Given the current gaps in and needs for increased disaster preparedness training, ED doctors and nurses in Hong Kong may benefit from the development of core-competency-based training targeting the under-trained areas, measures to improve staff confidence in their workplaces, and efforts to remove barriers to staff willingness to respond.
A third article titled 'Self-efficacy and barriers to disaster evacuation in Hong Kong' was published on 20 September 2017 in the International Journal of Public Health.
To investigate specific challenges to Hong Kong’s capacity for effective disaster response, we assessed perceived barriers to evacuation and citizens’ self-efficacy.
Global positioning system software was used to determine random sampling locations across Hong Kong, weighted by population density. The resulting sample of 1023 participants (46.5% female, mean age 40.74 years) were invited to complete questionnaires on emergency preparedness, barriers to evacuation and self-efficacy. Latent profile analysis and multinomial logistic regression were used to identify self-efficacy profiles and predictors of profile membership.
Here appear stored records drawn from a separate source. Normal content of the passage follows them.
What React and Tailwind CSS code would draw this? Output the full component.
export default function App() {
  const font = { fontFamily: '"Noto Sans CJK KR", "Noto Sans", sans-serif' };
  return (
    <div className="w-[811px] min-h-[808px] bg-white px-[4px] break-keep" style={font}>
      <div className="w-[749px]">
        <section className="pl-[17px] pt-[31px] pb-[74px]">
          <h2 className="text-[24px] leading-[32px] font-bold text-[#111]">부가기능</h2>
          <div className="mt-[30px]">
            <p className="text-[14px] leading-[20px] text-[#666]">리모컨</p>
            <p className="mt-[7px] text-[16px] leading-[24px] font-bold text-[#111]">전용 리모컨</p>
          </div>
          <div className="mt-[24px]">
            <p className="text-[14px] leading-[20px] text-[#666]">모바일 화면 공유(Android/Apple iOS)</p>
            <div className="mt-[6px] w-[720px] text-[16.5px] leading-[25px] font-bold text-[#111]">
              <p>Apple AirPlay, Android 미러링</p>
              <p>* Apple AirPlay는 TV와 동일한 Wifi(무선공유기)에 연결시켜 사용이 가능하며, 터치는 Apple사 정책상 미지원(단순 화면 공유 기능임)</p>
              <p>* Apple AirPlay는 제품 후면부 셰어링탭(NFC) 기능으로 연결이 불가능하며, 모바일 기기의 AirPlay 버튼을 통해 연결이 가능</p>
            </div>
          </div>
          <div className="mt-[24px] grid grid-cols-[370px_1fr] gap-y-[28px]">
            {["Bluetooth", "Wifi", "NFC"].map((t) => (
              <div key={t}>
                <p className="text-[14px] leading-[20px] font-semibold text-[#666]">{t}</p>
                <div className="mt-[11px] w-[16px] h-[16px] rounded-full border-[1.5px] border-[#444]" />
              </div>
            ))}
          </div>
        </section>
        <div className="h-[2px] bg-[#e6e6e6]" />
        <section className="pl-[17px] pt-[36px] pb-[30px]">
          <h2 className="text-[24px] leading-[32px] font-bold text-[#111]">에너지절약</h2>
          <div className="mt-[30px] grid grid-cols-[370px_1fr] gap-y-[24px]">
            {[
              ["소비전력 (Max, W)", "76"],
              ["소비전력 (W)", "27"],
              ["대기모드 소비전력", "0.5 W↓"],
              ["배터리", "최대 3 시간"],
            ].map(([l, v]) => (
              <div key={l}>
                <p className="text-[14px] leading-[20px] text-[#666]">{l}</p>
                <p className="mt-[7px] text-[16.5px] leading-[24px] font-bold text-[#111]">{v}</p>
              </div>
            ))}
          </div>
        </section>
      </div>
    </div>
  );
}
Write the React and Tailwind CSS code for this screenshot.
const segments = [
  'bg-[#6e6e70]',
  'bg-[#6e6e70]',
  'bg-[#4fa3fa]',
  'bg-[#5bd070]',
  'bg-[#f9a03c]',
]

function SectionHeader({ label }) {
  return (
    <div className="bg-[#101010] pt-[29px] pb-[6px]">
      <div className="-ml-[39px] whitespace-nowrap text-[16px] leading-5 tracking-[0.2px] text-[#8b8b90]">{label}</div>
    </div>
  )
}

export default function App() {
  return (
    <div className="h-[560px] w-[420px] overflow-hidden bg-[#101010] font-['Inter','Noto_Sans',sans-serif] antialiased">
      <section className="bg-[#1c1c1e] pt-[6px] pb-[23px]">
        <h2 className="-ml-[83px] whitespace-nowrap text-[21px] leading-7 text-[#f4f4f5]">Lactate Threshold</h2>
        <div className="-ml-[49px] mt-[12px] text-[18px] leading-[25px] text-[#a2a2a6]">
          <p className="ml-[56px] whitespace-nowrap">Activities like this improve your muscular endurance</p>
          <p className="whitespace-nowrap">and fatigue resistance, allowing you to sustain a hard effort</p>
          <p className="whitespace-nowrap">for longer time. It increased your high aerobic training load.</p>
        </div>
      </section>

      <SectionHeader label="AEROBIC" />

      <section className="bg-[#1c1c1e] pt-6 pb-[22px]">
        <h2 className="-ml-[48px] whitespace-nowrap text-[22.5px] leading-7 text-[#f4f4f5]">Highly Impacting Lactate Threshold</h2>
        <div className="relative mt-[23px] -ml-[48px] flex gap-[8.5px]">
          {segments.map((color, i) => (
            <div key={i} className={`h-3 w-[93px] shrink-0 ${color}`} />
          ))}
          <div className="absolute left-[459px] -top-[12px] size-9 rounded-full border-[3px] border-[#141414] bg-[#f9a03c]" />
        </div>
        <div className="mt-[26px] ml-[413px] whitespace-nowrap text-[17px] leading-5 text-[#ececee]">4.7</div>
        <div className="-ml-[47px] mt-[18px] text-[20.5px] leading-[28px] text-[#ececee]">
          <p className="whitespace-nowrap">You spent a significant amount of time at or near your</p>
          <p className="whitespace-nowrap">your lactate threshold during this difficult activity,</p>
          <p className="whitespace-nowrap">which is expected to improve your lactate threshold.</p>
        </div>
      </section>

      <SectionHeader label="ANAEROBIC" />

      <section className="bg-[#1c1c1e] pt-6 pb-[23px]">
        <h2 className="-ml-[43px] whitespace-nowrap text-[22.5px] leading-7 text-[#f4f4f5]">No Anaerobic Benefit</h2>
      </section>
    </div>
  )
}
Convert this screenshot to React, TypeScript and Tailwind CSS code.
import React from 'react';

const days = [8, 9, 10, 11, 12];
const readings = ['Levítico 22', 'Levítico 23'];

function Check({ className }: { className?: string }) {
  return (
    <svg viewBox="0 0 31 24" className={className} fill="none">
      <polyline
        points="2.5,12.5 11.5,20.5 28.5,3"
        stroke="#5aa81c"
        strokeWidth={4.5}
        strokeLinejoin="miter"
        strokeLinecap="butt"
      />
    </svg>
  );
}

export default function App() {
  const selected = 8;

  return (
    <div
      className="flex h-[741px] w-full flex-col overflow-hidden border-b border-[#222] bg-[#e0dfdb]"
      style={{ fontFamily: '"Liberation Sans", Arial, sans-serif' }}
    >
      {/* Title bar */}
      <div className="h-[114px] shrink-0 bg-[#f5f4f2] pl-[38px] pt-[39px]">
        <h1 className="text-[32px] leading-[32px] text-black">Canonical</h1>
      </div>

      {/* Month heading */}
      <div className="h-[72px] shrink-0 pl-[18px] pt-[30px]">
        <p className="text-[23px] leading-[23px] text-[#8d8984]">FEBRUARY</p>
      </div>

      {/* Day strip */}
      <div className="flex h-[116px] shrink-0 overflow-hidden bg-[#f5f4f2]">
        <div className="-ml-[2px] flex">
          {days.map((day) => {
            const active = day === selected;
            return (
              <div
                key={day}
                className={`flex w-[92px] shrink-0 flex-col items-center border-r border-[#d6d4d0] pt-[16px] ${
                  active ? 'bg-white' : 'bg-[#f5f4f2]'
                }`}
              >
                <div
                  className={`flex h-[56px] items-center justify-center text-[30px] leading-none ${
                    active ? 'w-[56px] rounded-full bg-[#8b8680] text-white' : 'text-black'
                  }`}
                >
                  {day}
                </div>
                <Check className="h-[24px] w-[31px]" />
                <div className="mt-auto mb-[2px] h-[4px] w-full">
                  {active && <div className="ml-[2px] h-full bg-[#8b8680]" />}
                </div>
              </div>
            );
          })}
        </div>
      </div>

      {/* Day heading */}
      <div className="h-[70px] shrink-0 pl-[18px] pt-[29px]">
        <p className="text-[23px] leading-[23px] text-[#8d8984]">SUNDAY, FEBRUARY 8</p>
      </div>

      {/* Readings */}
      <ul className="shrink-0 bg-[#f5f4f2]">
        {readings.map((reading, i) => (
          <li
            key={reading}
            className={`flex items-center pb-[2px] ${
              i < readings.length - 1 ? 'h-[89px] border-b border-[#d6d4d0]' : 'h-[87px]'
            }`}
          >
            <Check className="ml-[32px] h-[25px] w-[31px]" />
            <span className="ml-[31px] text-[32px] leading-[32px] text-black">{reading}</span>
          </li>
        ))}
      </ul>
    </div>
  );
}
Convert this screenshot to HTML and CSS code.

Only 11% of the sample reported feeling prepared to respond to a disaster. If asked to evacuate in an emergency, 41.9% of the sample cited significant issues that would preclude them from doing so. Self-efficacy was negatively associated with barriers to disaster response so that participants reporting higher levels of self-efficacy cited fewer perceived barriers to evacuation.
Hong Kong has established effective strategies for emergency response, but concerns regarding evacuation and mobilisation remain. The findings indicate that improving self-efficacy for disaster response has potential to increase evacuation readiness.